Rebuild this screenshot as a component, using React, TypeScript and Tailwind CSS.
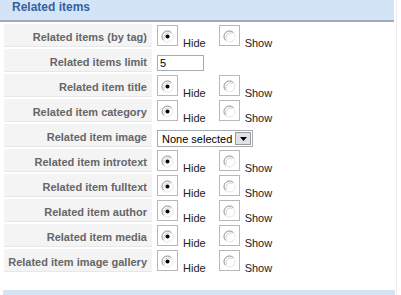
import React from 'react';

const font = { fontFamily: '"Liberation Sans", Arial, sans-serif' };

function Radio({ checked = false }: { checked?: boolean }) {
  return (
    <span className="relative block w-[21px] h-[21px] mt-[1px] border border-[#b8b8b8] bg-white shrink-0">
      <svg className="absolute left-[3px] top-[4px]" width="13" height="13" viewBox="0 0 13 13">
        {/* lower-right half, very light */}
        <path d="M10.4 2.6 A5.5 5.5 0 0 1 2.6 10.4" fill="none" stroke="#e6e6e6" strokeWidth="1" />
        {/* upper-left half, dark */}
        <path d="M2.6 10.4 A5.5 5.5 0 0 1 10.4 2.6" fill="none" stroke="#8c8c8c" strokeWidth="1" />
        <path d="M3.4 9.2 A4.3 4.3 0 0 1 9.2 3.4" fill="none" stroke="#d0d0d0" strokeWidth="1" />
        {checked && <circle cx="6.5" cy="6.5" r="2" fill="#000" />}
      </svg>
    </span>
  );
}

function HideShow() {
  return (
    <div className="flex items-start">
      <Radio checked />
      <span className="ml-[5px] mt-[12px] text-[11px] leading-[14px] text-[#222]">Hide</span>
      <span className="ml-[13px]">
        <Radio />
      </span>
      <span className="ml-[5px] mt-[12px] text-[11px] leading-[14px] text-[#222]">Show</span>
    </div>
  );
}

function Row({ label, children }: { label: string; children: React.ReactNode }) {
  return (
    <div className="flex h-[23px]">
      <div className="ml-[4px] w-[148px] shrink-0 bg-[#f4f4f4] border-b border-[#e8e8e8] pr-[5px] pt-[6px] text-right text-[11px] leading-[14px] font-bold text-[#666] whitespace-nowrap">
        {label}
      </div>
      <div className="ml-[3px] pl-[2px]">{children}</div>
    </div>
  );
}

export default function App() {
  const radios = [
    'Related items (by tag)',
  ];
  return (
    <div className="w-[401px] h-[295px] overflow-hidden bg-white" style={font}>
      <div className="w-[397px] border-r border-[#ececec] h-[295px] flex flex-col">
        <div className="w-[394px] h-[22px] bg-[#d4e4f7] border-b-2 border-[#9caabb] pl-[12px] text-[12px] leading-[14px] font-bold text-[#34609e]">
          Related items
        </div>
        <div className="flex flex-col gap-[2px] pt-[2px]">
          {radios.map((r) => (
            <Row key={r} label={r}>
              <HideShow />
            </Row>
          ))}
          <Row label="Related items limit">
            <input
              readOnly
              value="5"
              className="block mt-[6px] w-[47px] h-[16px] border border-[#a5acb2] px-[2px] text-[11px] leading-[14px] text-black outline-none"
              style={font}
            />
          </Row>
          <Row label="Related item title">
            <HideShow />
          </Row>
          <Row label="Related item category">
            <HideShow />
          </Row>
          <Row label="Related item image">
            <div className="mt-[6px] flex items-center w-[96px] h-[17px] border border-[#a5acb2] bg-white">
              <span className="pl-[4px] text-[11px] leading-[14px] text-black flex-1 whitespace-nowrap">None selected</span>
              <span className="mr-[1px] flex items-center justify-center w-[16px] h-[13px] bg-[#e2e2e2] border border-[#9a9a9a]">
                <svg width="7" height="4" viewBox="0 0 7 4">
                  <path d="M0 0 H7 L3.5 4 Z" fill="#000" />
                </svg>
              </span>
            </div>
          </Row>
          <Row label="Related item introtext">
            <HideShow />
          </Row>
          <Row label="Related item fulltext">
            <HideShow />
          </Row>
          <Row label="Related item author">
            <HideShow />
          </Row>
          <Row label="Related item media">
            <HideShow />
          </Row>
          <Row label="Related item image gallery">
            <HideShow />
          </Row>
        </div>
        <div className="mt-auto ml-[3px] w-[392px] h-[5px] bg-[#d4e4f7]" />
      </div>
    </div>
  );
}
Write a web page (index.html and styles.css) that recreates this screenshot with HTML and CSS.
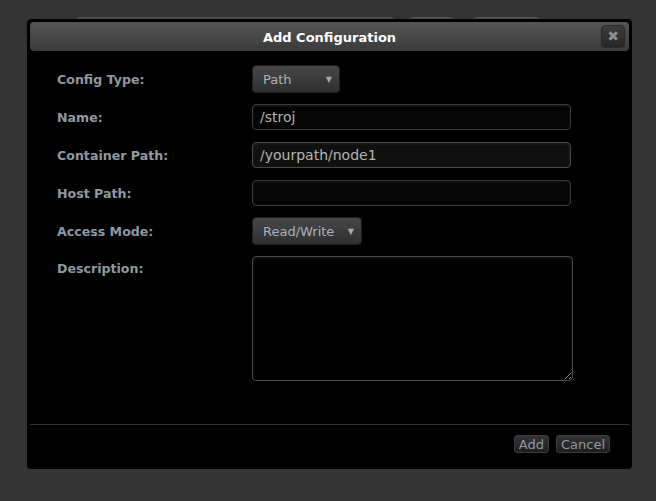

• **Exercise description**: Every entry above should be duplicated exactly. Do not include the images.

• **The result**:
Rebuild this screenshot as a component, using React, TypeScript and Tailwind CSS.
import React from 'react';

const font = { fontFamily: '"Liberation Sans", Arial, sans-serif' };

function Radio({ checked = false }: { checked?: boolean }) {
  return (
    <span className="relative block w-[21px] h-[21px] mt-[1px] border border-[#b8b8b8] bg-white shrink-0">
      <svg className="absolute left-[3px] top-[4px]" width="13" height="13" viewBox="0 0 13 13">
        {/* lower-right half, very light */}
        <path d="M10.4 2.6 A5.5 5.5 0 0 1 2.6 10.4" fill="none" stroke="#e6e6e6" strokeWidth="1" />
        {/* upper-left half, dark */}
        <path d="M2.6 10.4 A5.5 5.5 0 0 1 10.4 2.6" fill="none" stroke="#8c8c8c" strokeWidth="1" />
        <path d="M3.4 9.2 A4.3 4.3 0 0 1 9.2 3.4" fill="none" stroke="#d0d0d0" strokeWidth="1" />
        {checked && <circle cx="6.5" cy="6.5" r="2" fill="#000" />}
      </svg>
    </span>
  );
}

function HideShow() {
  return (
    <div className="flex items-start">
      <Radio checked />
      <span className="ml-[5px] mt-[12px] text-[11px] leading-[14px] text-[#222]">Hide</span>
      <span className="ml-[13px]">
        <Radio />
      </span>
      <span className="ml-[5px] mt-[12px] text-[11px] leading-[14px] text-[#222]">Show</span>
    </div>
  );
}

function Row({ label, children }: { label: string; children: React.ReactNode }) {
  return (
    <div className="flex h-[23px]">
      <div className="ml-[4px] w-[148px] shrink-0 bg-[#f4f4f4] border-b border-[#e8e8e8] pr-[5px] pt-[6px] text-right text-[11px] leading-[14px] font-bold text-[#666] whitespace-nowrap">
        {label}
      </div>
      <div className="ml-[3px] pl-[2px]">{children}</div>
    </div>
  );
}

export default function App() {
  const radios = [
    'Related items (by tag)',
  ];
  return (
    <div className="w-[401px] h-[295px] overflow-hidden bg-white" style={font}>
      <div className="w-[397px] border-r border-[#ececec] h-[295px] flex flex-col">
        <div className="w-[394px] h-[22px] bg-[#d4e4f7] border-b-2 border-[#9caabb] pl-[12px] text-[12px] leading-[14px] font-bold text-[#34609e]">
          Related items
        </div>
        <div className="flex flex-col gap-[2px] pt-[2px]">
          {radios.map((r) => (
            <Row key={r} label={r}>
              <HideShow />
            </Row>
          ))}
          <Row label="Related items limit">
            <input
              readOnly
              value="5"
              className="block mt-[6px] w-[47px] h-[16px] border border-[#a5acb2] px-[2px] text-[11px] leading-[14px] text-black outline-none"
              style={font}
            />
          </Row>
          <Row label="Related item title">
            <HideShow />
          </Row>
          <Row label="Related item category">
            <HideShow />
          </Row>
          <Row label="Related item image">
            <div className="mt-[6px] flex items-center w-[96px] h-[17px] border border-[#a5acb2] bg-white">
              <span className="pl-[4px] text-[11px] leading-[14px] text-black flex-1 whitespace-nowrap">None selected</span>
              <span className="mr-[1px] flex items-center justify-center w-[16px] h-[13px] bg-[#e2e2e2] border border-[#9a9a9a]">
                <svg width="7" height="4" viewBox="0 0 7 4">
                  <path d="M0 0 H7 L3.5 4 Z" fill="#000" />
                </svg>
              </span>
            </div>
          </Row>
          <Row label="Related item introtext">
            <HideShow />
          </Row>
          <Row label="Related item fulltext">
            <HideShow />
          </Row>
          <Row label="Related item author">
            <HideShow />
          </Row>
          <Row label="Related item media">
            <HideShow />
          </Row>
          <Row label="Related item image gallery">
            <HideShow />
          </Row>
        </div>
        <div className="mt-auto ml-[3px] w-[392px] h-[5px] bg-[#d4e4f7]" />
      </div>
    </div>
  );
}
Write a web page (index.html and styles.css) that recreates this screenshot with HTML and CSS.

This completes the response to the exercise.